Back in Antigua, Guatemala, Sofia Lopez had a small business selling items like pocketbooks, belts and wallets on the vibrant main square. She had always wanted to run such a venture and was achieving success … until violence compelled her to leave her homeland a decade ago.
Now residing in San Francisco’s Bayview, Lopez initially cleaned houses to make ends meet, but a nagging feeling left her wanting to run her own business once more.
That became a reality once Sofia came to MEDA a few years back. She initially took MEDA’s Business Development seven-session workshop. That’s where she learned how to run a small business in the States — a country with different rules than those in Central America.
Sofia also bettered her computer skills in the Digital Opportunity Center in Plaza Adelante.

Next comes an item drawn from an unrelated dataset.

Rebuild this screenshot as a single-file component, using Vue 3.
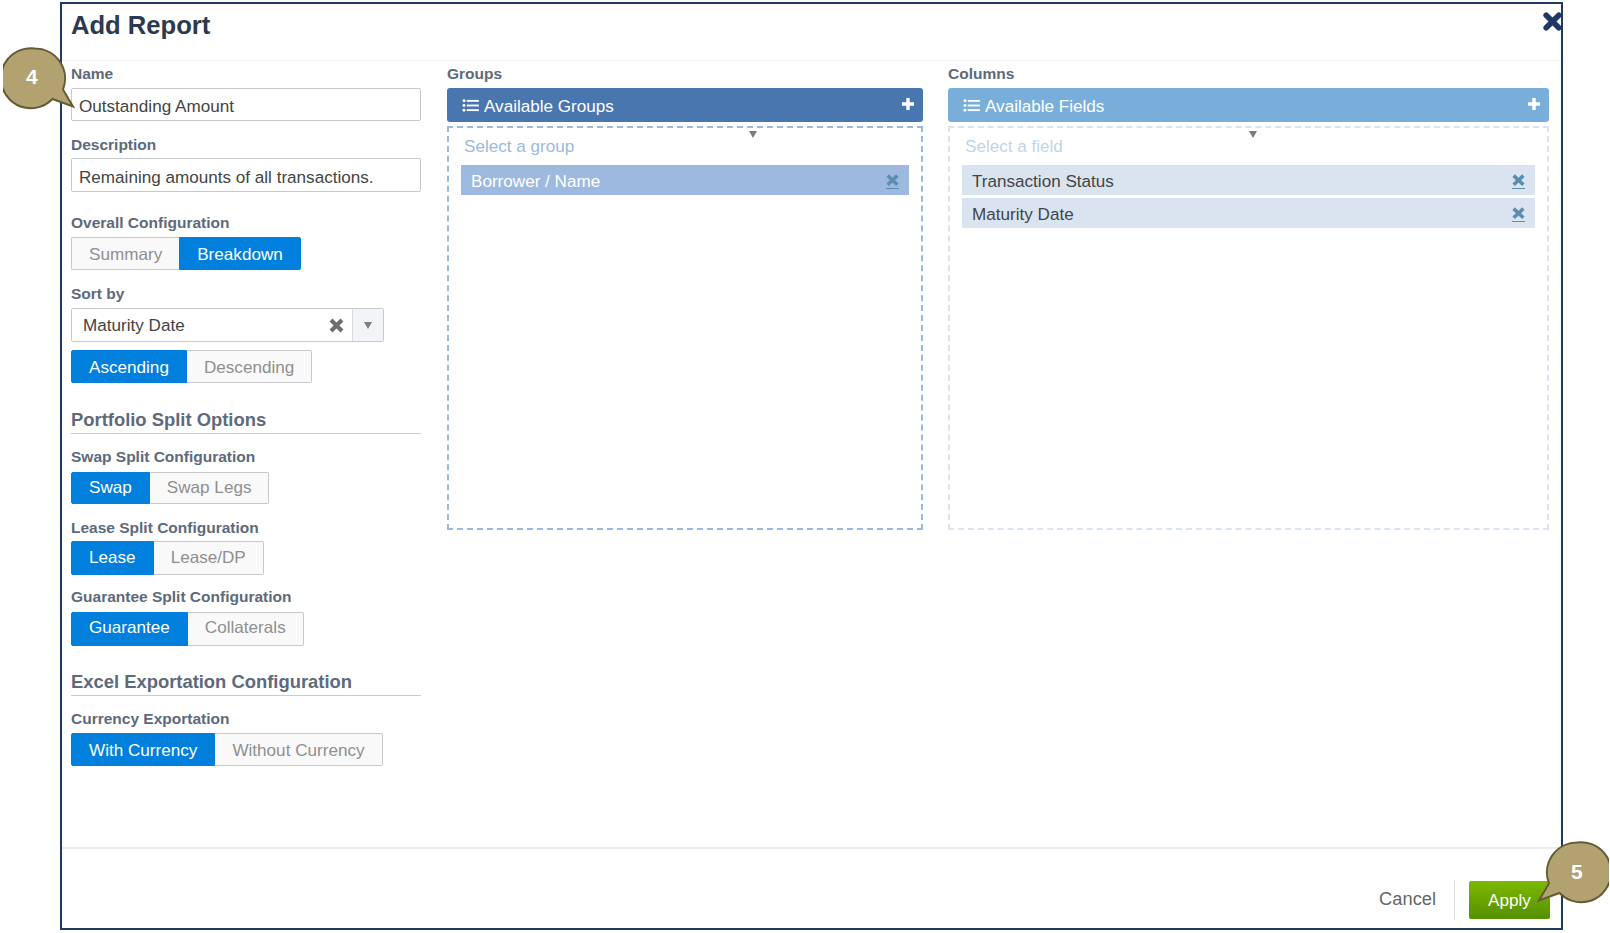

Once Sofia had graduated from the business workshop, she received free one-on-one coaching, with the goal of renting a retail spot. Finding a reasonably priced commercial space being the challenge that it is, the Mission Street location turned out to be on an inside corridor, despite the $1,200 a month rent. This meant a lack of foot traffic; some days not a single customer came into the store.
Knowing that being on a square in Antigua had translated to success, the new idea was to get a permit from the City and the police department so that Sofia could set up business each day in the heavily trafficked southwest corner of the Mission’s 24th Street BART station. After a few months’ process, payment of an annual fee and the assistance of MEDA’s Business Development department, Santo Hermano Pedro Boutique found its new home on the plaza, under a colorful tent to provide aegis from the noonday sun. Business immediately picked up.
There was just one problem left.
Every month or so, Sofia needs to make the six-hour drive to Los Angeles to meet with her wholesalers. That requires a large vehicle.
So Sofia went to a traditional bank in the Mission, but all she was offered was a credit card at a super-high interest rate at one bank and a personal loan at astronomical interest at another financial institution.
Sofia was at a loss of what to do.
That’s when she serendipitously ran into MEDA Community Loan Fund Manager Diana Matei-Golopenta, who explained how the nonprofit’s new Adelante Fund could help.
Adelante Fund was launched to provide access to capital for community-based businesses that may not be able to garner a loan at conventional financial institutions. Loans are available to small businesses throughout the nine-county Bay Area.
The result of that meeting is that Sofia has received a three-year loan for $5,000 to buy the mini-van she needs.
“I hope to see my business grow. To expand. That is my sueño,” states a zealous Lopez.
With that new van, there is no doubt that success is just down the road for Sofia.